The Stunning Hypocrisy
Here lies the naked contradiction. For generations, Greek and Serbian Orthodox leaders encouraged, sanctified, and participated in violence against Muslim populations — from Ottoman times through the 20th century. They framed it as righteous defense of the faith. Yet when NATO acted to prevent documented genocide in Srebrenica and mass expulsion in Kosovo, these same voices branded the West as demonic for “interfering in Orthodox lands” and “supporting the Muslims.”
This is selective morality at its most cynical: Holy war is blessed when we wage it.

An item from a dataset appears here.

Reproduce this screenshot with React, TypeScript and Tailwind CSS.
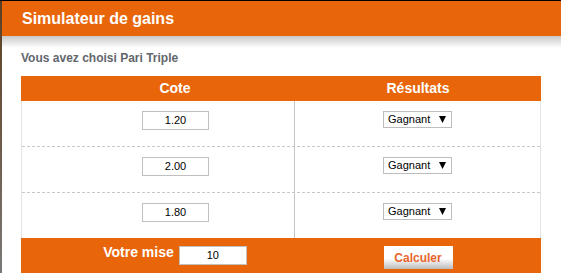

Stopping our holy war is pure evil. The clergy who once blessed militias against Turks now wept for war criminals like Karadžić while ignoring the corpses of Bosniak children. Religious solidarity trumped universal human rights — or even basic Christian teachings about justice and mercy.
Conclusion
The Greek-Serbian Orthodox alliance of the 1990s stands as a damning case study in religious hypocrisy and nationalist bigotry. By arming, honoring, and praying for perpetrators of genocide while condemning those who stopped it, these institutions revealed that their “Christianity” was often little more than tribal Orthodoxy with a cross on top. True moral authority demands consistency. On that test, the alliance failed spectacularly — and the Balkans still bear the scars.
Sources
Barrett, A. P. The Muslim Arc and Greece’s Support for Serbia during the Yugoslav Wars. Master’s thesis, University of North Carolina at Chapel Hill, 2023.
Balkan Insight. “Enjoying Impunity, Greek Pro-Serb Fighters Still Brag about Srebrenica.” July 10, 2023.
Fotiadis, R. “United against ‘The Horsemen of the Apocalypse’ and ‘The New Ottoman Empire’.” Südosteuropa 70, no. 1 (2022): 1–27.
Guardian. “Karadzic’s ‘Holy War’.” March 2, 2010.
Michas, Takis. Unholy Alliance: Greece and Milošević’s Serbia. College Station: Texas A&M University Press, 2002.